Primarily used to unstage changes or revert commits on a local branch before pushing.

  • git reset --soft <commit>: Moves HEAD to <commit>. Staging area and working directory are NOT changed. Commits after <commit> become staged changes. Useful for redoing a series of commits.
  • git reset --mixed <commit> (Default mode): Moves HEAD to <commit>. Staging area is updated to match <commit>. Working directory is NOT changed. Changes are now unstaged. Example: git reset HEAD~1 (uncommits last commit, changes are unstaged).
  • git reset --hard <commit>: Moves HEAD to <commit>. Staging area AND working directory are forcefully updated to match <commit>. Warning: Discards ALL uncommitted changes in staging and working directory since <commit>. Potentially destructive and can lead to data loss if not used carefully.
git restore (Restores files in Working Dir or Staging Area):

A safer, more focused command for discarding changes.

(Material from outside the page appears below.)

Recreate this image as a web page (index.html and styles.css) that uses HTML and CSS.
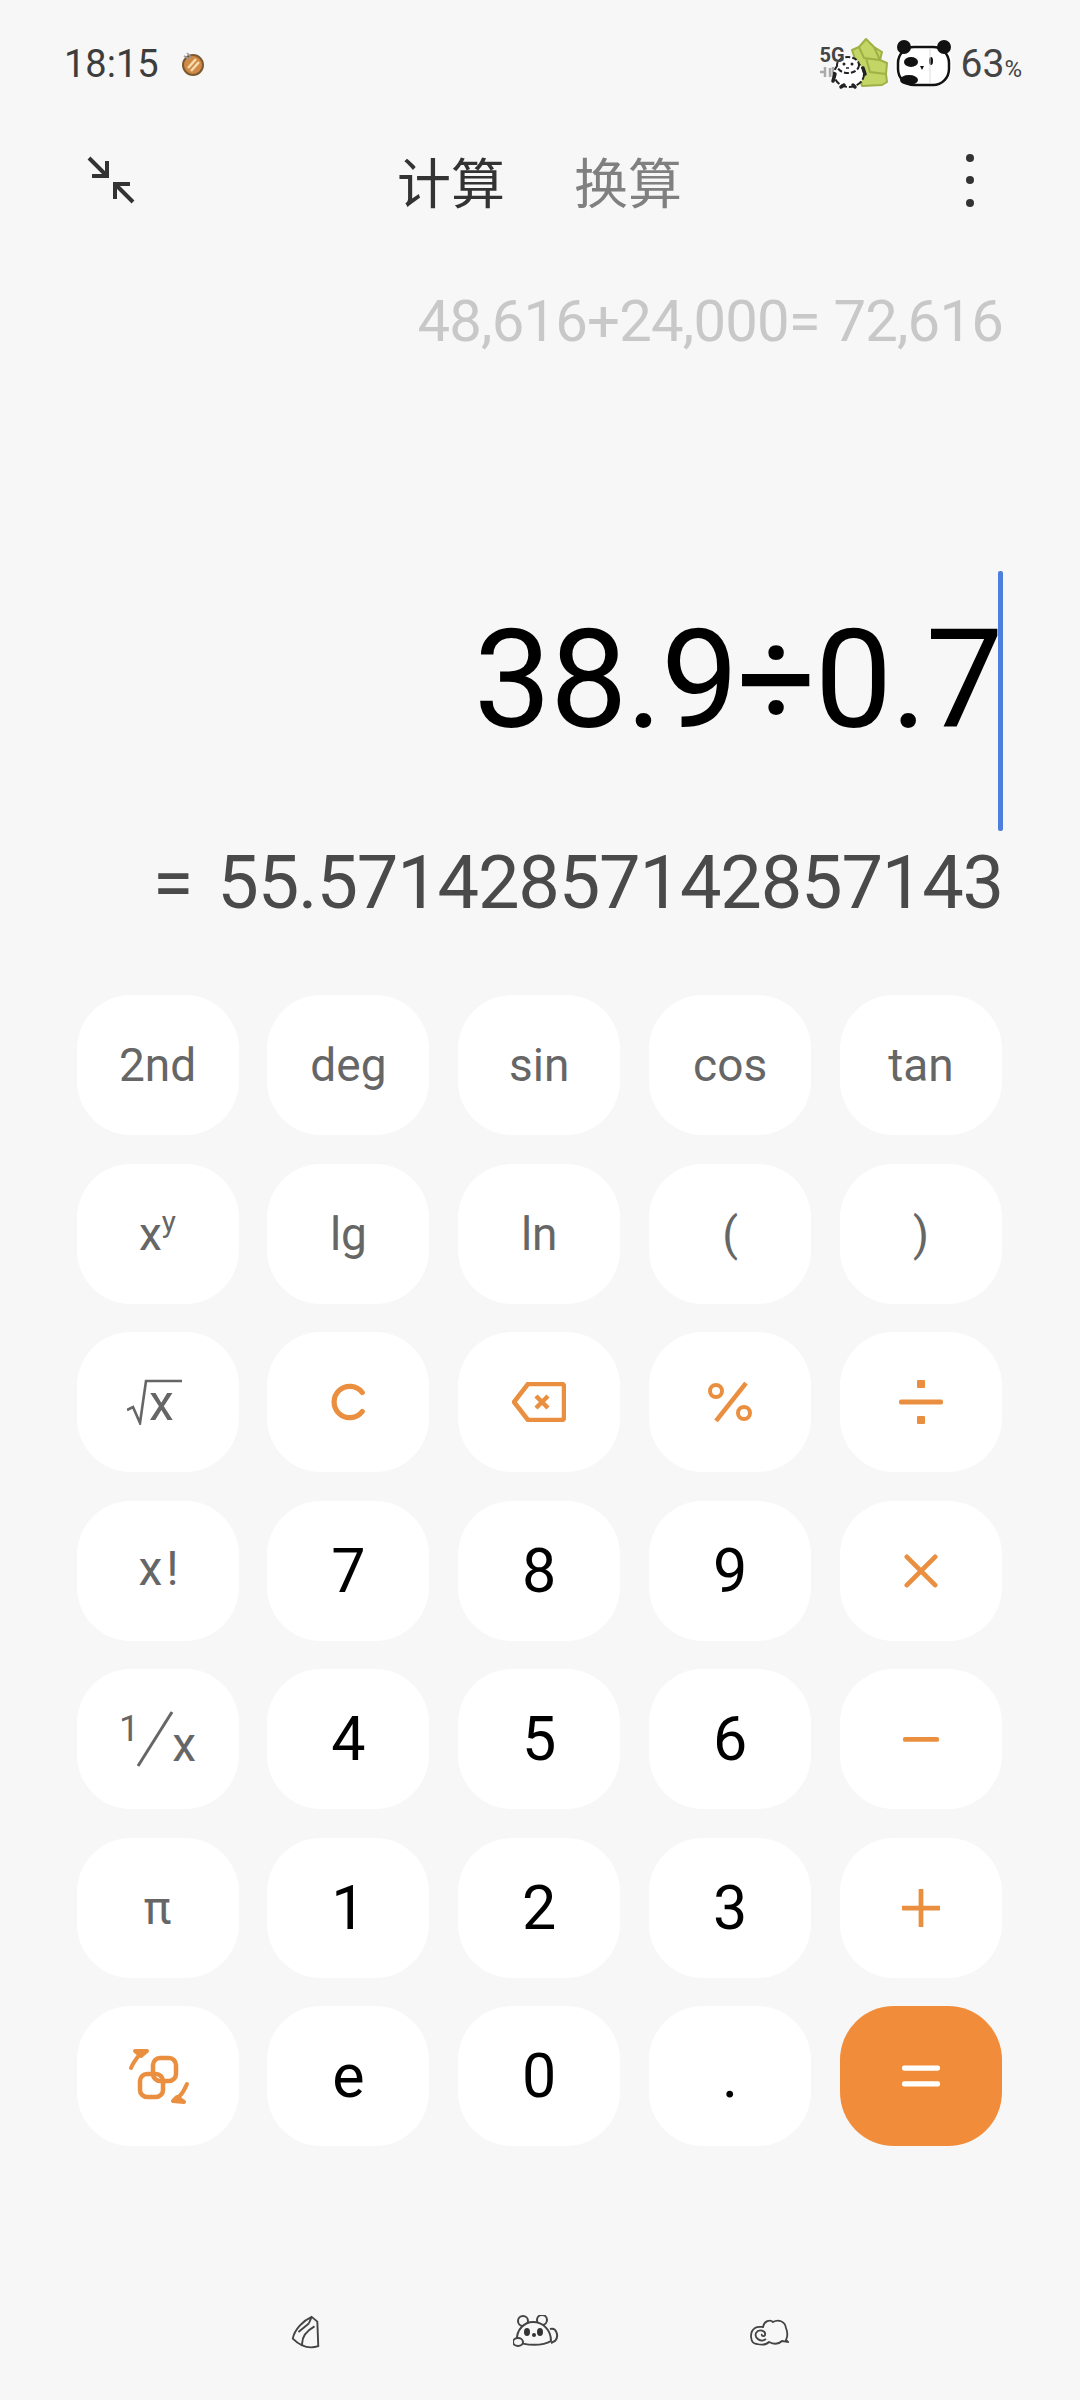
FILE: index.html
```html
<!DOCTYPE html>
<html lang="zh-CN">
<head>
  <meta charset="UTF-8" />
  <meta name="viewport" content="width=device-width, initial-scale=1.0" />
  <title>计算器</title>
  <link rel="stylesheet" href="styles.css">
</head>
<body>
  <div class="page">
    <div class="status">
      <div class="status-left">
        <span class="time">18:15</span>
        <svg class="shell" viewBox="0 0 24 26">
          <ellipse cx="12" cy="14" rx="10" ry="10" fill="#d08a45" stroke="#7b5a32" stroke-width="2"/>
          <path d="M7 17 15 8M10 20 18 11" stroke="#f4dcae" stroke-width="2.5"/>
          <path d="M3 5 8 8M6 2 10 6" stroke="#999" stroke-width="1.5"/>
        </svg>
      </div>
      <div class="status-right">
        <div class="signal">
          <svg class="bamboo-panda" viewBox="0 0 70 52">
            <path d="M32 12 39 9 46 1 54 9 62 14 60 22 67 25 66 36 67 44 62 47 42 48 36 24Z" fill="#c3d565" stroke="#a0b044" stroke-width="2" stroke-linejoin="round"/>
            <path d="M39 9 44 20 60 22M46 20 50 34 66 36M54 9 60 22" stroke="#a0b044" stroke-width="2" fill="none"/>
            <path d="M0 34H5M5 29V39M10 30V39M13 29V39" stroke="#aaa" stroke-width="2.500"/>
            <ellipse cx="29" cy="36" rx="15" ry="13" fill="#fff" stroke="#222" stroke-width="2" stroke-dasharray="6 2"/>
            <ellipse cx="28" cy="27" rx="11" ry="8" fill="#fff" stroke="#222" stroke-width="2" stroke-dasharray="5 2"/>
            <circle cx="24" cy="26" r="1.500" fill="#222"/>
            <circle cx="32" cy="26" r="1.500" fill="#222"/>
            <path d="M26 30h3" stroke="#222" stroke-width="1.500"/>
            <path d="M15 36 13 43M43 30 45 36M21 49 24 47M35 49 33 47" stroke="#222" stroke-width="3.500" stroke-linecap="round"/>
          </svg>
          <span class="five-g">5G</span>
        </div>
        <svg class="panda-battery" viewBox="0 0 60 50">
          <rect x="1" y="5" width="57" height="42" rx="19" fill="#fff"/>
          <rect x="4" y="8" width="51" height="38" rx="16" fill="#fff" stroke="#111" stroke-width="2.500"/>
          <circle cx="10" cy="8" r="7" fill="#111"/>
          <circle cx="50" cy="8" r="7" fill="#111"/>
          <ellipse cx="17" cy="23" rx="7" ry="5" fill="#111"/>
          <ellipse cx="37" cy="22" rx="2" ry="4" fill="#111"/>
          <path d="M26 27h4l-2 4z" fill="#111"/>
          <ellipse cx="15" cy="41" rx="9" ry="5" fill="#111"/>
          <path d="M36 10V44" stroke="#ddd"/>
        </svg>
        <span class="battery">63<small>%</small></span>
      </div>
    </div>

    <div class="toolbar">
      <svg class="shrink" viewBox="0 0 50 50">
        <path d="M3 3 21 21M21 6V21H6M47 47 29 29M29 44V29H44" fill="none" stroke="#333" stroke-width="4"/>
      </svg>
      <div class="tabs">
        <span class="tab active">计算</span>
        <span class="tab">换算</span>
      </div>
      <div class="more"><i></i><i></i><i></i></div>
    </div>

    <div class="history">48,616+24,000= 72,616</div>

    <div class="expression">
      <span class="expr-text">38.9÷0.7</span>
      <span class="caret"></span>
    </div>

    <div class="result">= 55.57142857142857143</div>

    <div class="keys">
      <div class="key fn">2nd</div>
      <div class="key fn">deg</div>
      <div class="key fn">sin</div>
      <div class="key fn">cos</div>
      <div class="key fn">tan</div>

      <div class="key fn"><span class="power">x<sup>y</sup></span></div>
      <div class="key fn">lg</div>
      <div class="key fn">ln</div>
      <div class="key fn">(</div>
      <div class="key fn">)</div>

      <div class="key fn">
        <span class="root">
          <svg viewBox="0 0 55 46"><path d="M0 31 6 28 13 44 19 2H55" fill="none" stroke="#666" stroke-width="2.600"/></svg>
          <span>x</span>
        </span>
      </div>
      <div class="key">
        <svg class="icon" viewBox="0 0 40 40"><path d="M35 10A16.500 16.500 0 1 0 35 30" fill="none" stroke="#ea8f3f" stroke-width="5.500" stroke-linecap="round"/></svg>
      </div>
      <div class="key">
        <svg class="icon wide" viewBox="0 0 54 40"><path d="M16 2H50a2 2 0 0 1 2 2V36a2 2 0 0 1-2 2H16L2 20Z" fill="none" stroke="#ea8f3f" stroke-width="4.500" stroke-linejoin="round"/><path d="M24 14 36 26M36 14 24 26" stroke="#ea8f3f" stroke-width="4.500"/></svg>
      </div>
      <div class="key">
        <svg class="icon wide" viewBox="0 0 46 40"><circle cx="9" cy="9" r="6" fill="none" stroke="#ea8f3f" stroke-width="4"/><circle cx="37" cy="31" r="6" fill="none" stroke="#ea8f3f" stroke-width="4"/><path d="M39 1 9 39" stroke="#ea8f3f" stroke-width="4.500"/></svg>
      </div>
      <div class="key">
        <svg class="icon tall" viewBox="0 0 46 46"><rect x="19" y="1" width="8" height="8" rx="1" fill="#ea8f3f"/><rect x="19" y="37" width="8" height="8" rx="1" fill="#ea8f3f"/><rect x="1" y="20.500" width="44" height="5" rx="2" fill="#ea8f3f"/></svg>
      </div>

      <div class="key fn"><span class="fact">x!</span></div>
      <div class="key num">7</div>
      <div class="key num">8</div>
      <div class="key num">9</div>
      <div class="key">
        <svg class="icon small" viewBox="0 0 36 36"><path d="M3 3 33 33M33 3 3 33" stroke="#ea8f3f" stroke-width="5" stroke-linecap="round"/></svg>
      </div>

      <div class="key fn">
        <span class="inverse">
          <sup>1</sup>
          <svg viewBox="0 0 40 56"><path d="M37 1 3 55" stroke="#666" stroke-width="3"/></svg>
          <span>x</span>
        </span>
      </div>
      <div class="key num">4</div>
      <div class="key num">5</div>
      <div class="key num">6</div>
      <div class="key">
        <svg class="icon" viewBox="0 0 40 40"><rect x="1" y="18" width="38" height="5" rx="2" fill="#ea8f3f"/></svg>
      </div>

      <div class="key fn">π</div>
      <div class="key num">1</div>
      <div class="key num">2</div>
      <div class="key num">3</div>
      <div class="key">
        <svg class="icon" viewBox="0 0 40 40"><path d="M1 20H39M20 1V39" stroke="#ea8f3f" stroke-width="5" stroke-linecap="round"/></svg>
      </div>

      <div class="key">
        <svg class="icon swap" viewBox="0 0 62 57">
          <rect x="25" y="10" width="23" height="23" rx="7" fill="none" stroke="#ea8f3f" stroke-width="4.500"/>
          <rect x="12" y="26" width="23" height="23" rx="7" fill="none" stroke="#ea8f3f" stroke-width="4.500"/>
          <path d="M3 20C5 15 8 11 12 6M7 3 19 3 13 8ZM59 36C57 41 54 46 50 50M45 53 56 54 49 49Z" fill="#ea8f3f" stroke="#ea8f3f" stroke-width="4" stroke-linecap="round" stroke-linejoin="round"/>
        </svg>
      </div>
      <div class="key num">e</div>
      <div class="key num">0</div>
      <div class="key num">.</div>
      <div class="key equals">
        <svg class="icon" viewBox="0 0 36 24"><rect x="0" y="2" width="36" height="5" rx="2" fill="#fff"/><rect x="0" y="17" width="36" height="5" rx="2" fill="#fff"/></svg>
      </div>
    </div>

    <div class="bottom-nav">
      <svg class="nav-icon bamboo" viewBox="0 0 32 36">
        <path d="M22 2 28 7 29 33C20 36 10 33 2 25 4 15 13 6 22 2Z M8 18 19 9 M12 32C11 23 18 16 25 12 M19 9 22 2" fill="none" stroke="#444" stroke-width="2"/>
      </svg>
      <svg class="nav-icon panda" viewBox="0 0 46 34">
        <circle cx="10" cy="6" r="5" fill="none" stroke="#444" stroke-width="2"/>
        <circle cx="29" cy="5" r="5" fill="none" stroke="#444" stroke-width="2"/>
        <path d="M4 26C3 14 12 7 20 7 30 7 38 15 38 26 30 31 12 31 4 26Z" fill="#f7f7f7" stroke="#444" stroke-width="2"/>
        <path d="M37 14C44 12 46 22 42 26L38 28" fill="none" stroke="#444" stroke-width="2"/>
        <ellipse cx="5" cy="27" rx="5" ry="4" fill="#f7f7f7" stroke="#444" stroke-width="2"/>
        <ellipse cx="14" cy="17" rx="3" ry="4" fill="#333"/>
        <ellipse cx="27" cy="17" rx="3" ry="4" fill="#333"/>
        <circle cx="21" cy="20" r="2" fill="#333"/>
      </svg>
      <svg class="nav-icon cloud" viewBox="0 0 40 28">
        <path d="M8 26C1 26 0 14 6 10 9 8 12 9 14 9 15 3 21 1 24 4 29 1 36 3 37 10 39 15 38 20 37 22L39 24 33 23C29 27 24 26 20 24 17 27 12 27 8 26Z" fill="none" stroke="#444" stroke-width="1.800"/>
        <path d="M17 21C12 25 5 20 7 15 10 10 17 13 16 17 15 19 12 18 13 16" fill="none" stroke="#444" stroke-width="1.800"/>
      </svg>
    </div>
  </div>
</body>
</html>
```

FILE: styles.css
```css
* {
  box-sizing: border-box;
  padding: 0;
  margin: 0;
}

body {
  background-color: #f7f7f7;
  font-family: Roboto, 'Noto Sans CJK SC', sans-serif;
}

.page {
  width: 1080px;
  height: 2400px;
  display: flex;
  flex-direction: column;
}

.status {
  height: 128px;
  padding: 36px 58px 0 64px;
  display: flex;
  justify-content: space-between;
  align-items: flex-start;
}

.status-left,
.status-right {
  display: flex;
  align-items: center;
  height: 56px;
}

.time {
  font-size: 38px;
  color: #3d3d3d;
}

.shell {
  width: 24px;
  height: 26px;
  margin-left: 22px;
}

.signal {
  position: relative;
  width: 70px;
  height: 52px;
}

.five-g {
  position: absolute;
  left: 0;
  top: 7px;
  font-size: 20px;
  line-height: 20px;
  font-weight: 700;
  color: #444;
}

.bamboo-panda {
  width: 70px;
  height: 52px;
  display: block;
}

.panda-battery {
  width: 60px;
  height: 50px;
  margin-left: 4px;
}

.battery {
  margin-left: 7px;
  font-size: 39px;
  color: #444;
}

.battery small {
  font-size: 24px;
}

.toolbar {
  height: 104px;
  padding: 0 86px;
  display: flex;
  align-items: center;
  position: relative;
}

.shrink {
  width: 50px;
  height: 50px;
}

.tabs {
  display: flex;
  gap: 69px;
  margin-left: 261px;
}

.tab {
  font-size: 54px;
  color: #808080;
  font-family: 'Noto Sans CJK SC', sans-serif;
}

.tab.active {
  color: #333;
}

.more {
  margin-left: auto;
  margin-right: 20px;
  display: flex;
  flex-direction: column;
  gap: 14.500px;
}

.more i {
  width: 8px;
  height: 8px;
  border-radius: 50%;
  background-color: #333;
}

.history {
  margin-top: 54px;
  padding-right: 77px;
  height: 70px;
  line-height: 70px;
  text-align: right;
  font-size: 58px;
  letter-spacing: -0.800px;
  color: #c8c8c8;
}

.expression {
  margin-top: 215px;
  height: 260px;
  padding-right: 78px;
  display: flex;
  justify-content: flex-end;
  position: relative;
}

.expr-text {
  font-size: 138px;
  line-height: 218px;
  letter-spacing: -1.400px;
  color: #000;
}

.caret {
  position: absolute;
  right: 77px;
  top: 0;
  width: 5px;
  height: 260px;
  border-radius: 2px;
  background-color: #4f7fdc;
}

.result {
  margin-top: 12px;
  padding-right: 77px;
  height: 80px;
  line-height: 80px;
  text-align: right;
  font-size: 74px;
  letter-spacing: -1.200px;
  word-spacing: 8px;
  color: #4a4a4a;
}

.keys {
  margin-top: 72px;
  padding: 0 78px 0 76.500px;
  display: grid;
  grid-template-columns: repeat(5, 1fr);
  grid-auto-rows: 140px;
  gap: 28.500px 28.750px;
}

.key {
  background-color: #fff;
  border-radius: 54px;
  display: flex;
  align-items: center;
  justify-content: center;
  font-size: 46px;
}

.fn {
  color: #666;
}

.power {
  line-height: 1;
}

.power sup {
  font-size: 30px;
  line-height: 0;
  vertical-align: 18px;
}

.fact {
  letter-spacing: 4px;
  font-size: 48px;
  margin: -4px 0 0 6px;
}

.num {
  font-size: 61px;
  color: #000;
}

.equals {
  background-color: #f18d3a;
}

.icon {
  width: 38px;
  height: 38px;
}

.icon.wide {
  width: 54px;
  height: 40px;
}

.icon.tall {
  width: 46px;
  height: 46px;
}

.icon.small {
  width: 34px;
  height: 34px;
}

.icon.swap {
  width: 62px;
  height: 57px;
  margin-left: 2px;
}

.root,
.inverse {
  display: flex;
  align-items: flex-end;
}

.root {
  margin-right: 6px;
}

.root svg {
  width: 55px;
  height: 46px;
}

.root span {
  margin-left: -33px;
  width: 33px;
  font-size: 50px;
  line-height: 44px;
}

.inverse svg {
  width: 40px;
  height: 56px;
}

.inverse span {
  line-height: 44px;
  font-size: 48px;
  margin-left: -3px;
}

.inverse sup {
  font-size: 36px;
  line-height: 1;
  align-self: flex-start;
  margin-right: -4px;
}

.bottom-nav {
  margin-top: auto;
  height: 136px;
  padding-left: 2px;
  display: flex;
  align-items: center;
  justify-content: center;
  gap: 190px;
}

.nav-icon {
  width: 32px;
  height: 34px;
}

.nav-icon.bamboo {
  margin-right: 1px;
  margin-left: -3px;
}

.nav-icon.panda {
  width: 46px;
}

.nav-icon.cloud {
  width: 40px;
  height: 30px;
}
```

  • Discard changes in a working directory file (revert to last commit): git restore <filename>
  • Unstage a file (remove from staging area, keep changes in working dir): git restore --staged <filename>
  • Discard changes and unstage from a specific commit: git restore --source=<commit> --staged --worktree <filename>
Revision Selection (Referring to Commits)

Various ways to specify particular commits in Git commands (log, diff, reset, etc.).

  • Full SHA-1 hash (e.g., 1a410efbd13591db07496601ebc7a059dd55cfe9)
  • Short SHA-1 hash (e.g., 1a410e - usually first 7 chars are enough)
  • Branch names (e.g., main, feature/login - points to the tip of the branch)
  • Tag names (e.g., v1.0.0 - points to the tagged commit)
  • HEAD: Points to the currently checked-out commit (tip of current branch).
  • HEAD~1 or HEAD^: The first parent of HEAD.
  • HEAD~N: The Nth grandparent of HEAD (following first parents).
  • HEAD^N: The Nth parent of HEAD (useful for merge commits with multiple parents).
  • <branch>@{yesterday} or <branch>@{"2 hours ago"}: Commit on a branch at a specific time.
  • <branch>@{N}: Nth prior position of the branch reference (uses the reflog).
  • :/<text>: Newest commit whose message contains <text>.